In many distributed cache applications, pre-loading the cache can be a lengthy process. This may be due to the sheer amount of data, and/or because of the time required to “map” data form a relational store into the object-oriented structures used by the application. For some data-intensive applications,more time is spent populating in-memory caches than actually running calculations against them.

Not so with Caché. Caché’s exceptional SQL capabilities allow it to easily pull data from relational primary data sources. And of course, as a persistent database, Caché may be the primary source. In that case, there is no need to pre-load caches at all. Local caches will automatically load the data they need as queries are run.

Another consideration is how many machines are involved with the task of populating caches.With Caché, primary ownership of the data is held by a small percentage of the computers in a distributed grid environment. Populating that environment only requires access to the ECP data servers, and they can be loaded in the background while the other computers are used for other tasks. When the application servers come on line, their caches are repopulated automatically as data is requested.

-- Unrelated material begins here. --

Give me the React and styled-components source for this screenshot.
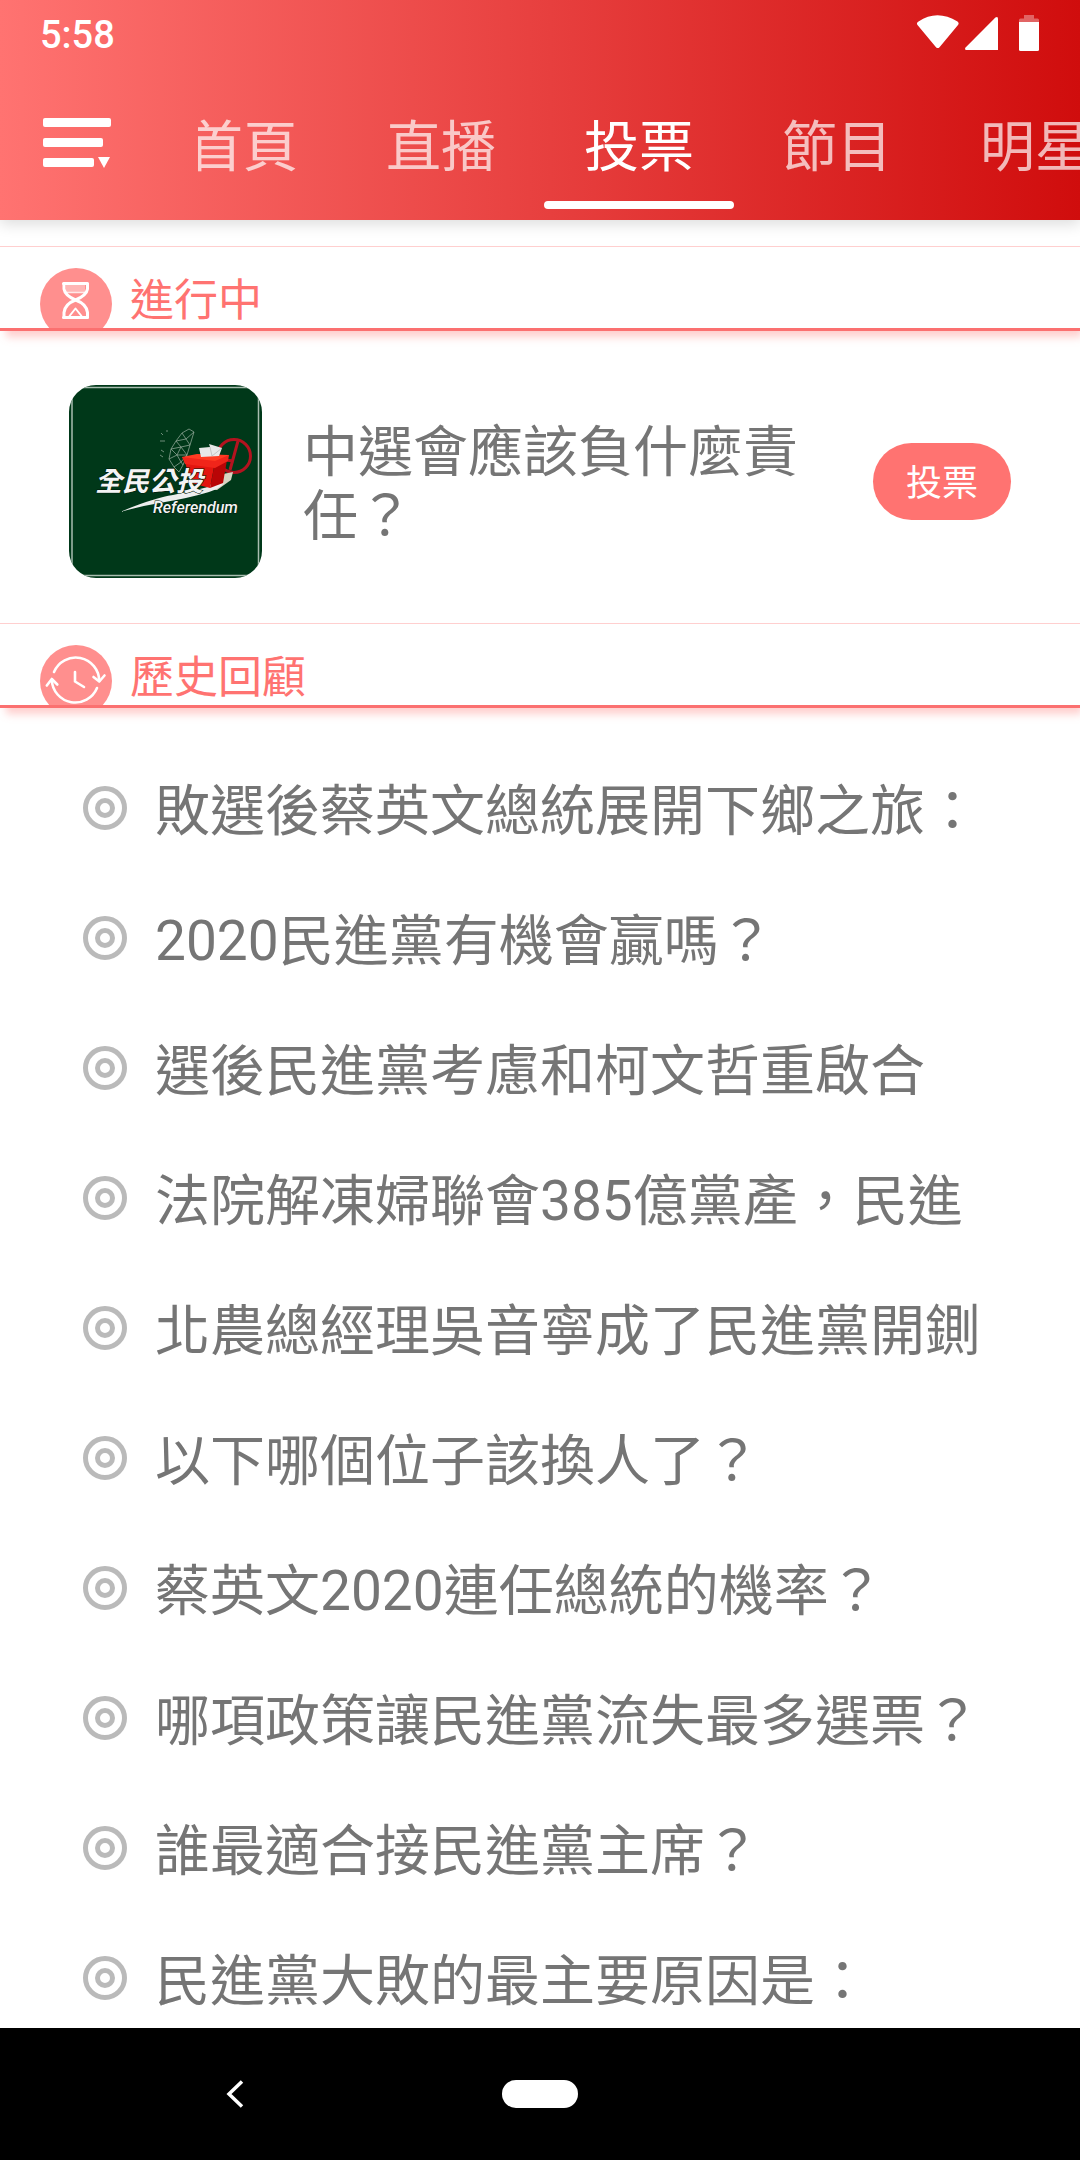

In contrast, when data is loaded in most in-memory products, it is partitioned to be spread across the distributed cache so that all, or virtually all, data is in the memory of at least one machine. As a result, it is often not feasible to do dataloads with a small subset of the computers while bringing the rest on line as needed.

Conclusion

The primary reason for using in-memory databases is speed. But although they are fast, in-memory databases often suffer from poor scalability, lack of SQL support, excessive hardware requirements, and the risk of losing data due to unplanned outages.

Caché is the only persistent database that provides performance equal to that of in-memory databases. It also supports extremely large data sets, seamlessly allows data access via both SQL and objects, enables distributed systems of hundreds of machines, and is highly reliable.

All of this makes Caché an attractive alternative for applications that must process very high volumes of data at very high speed.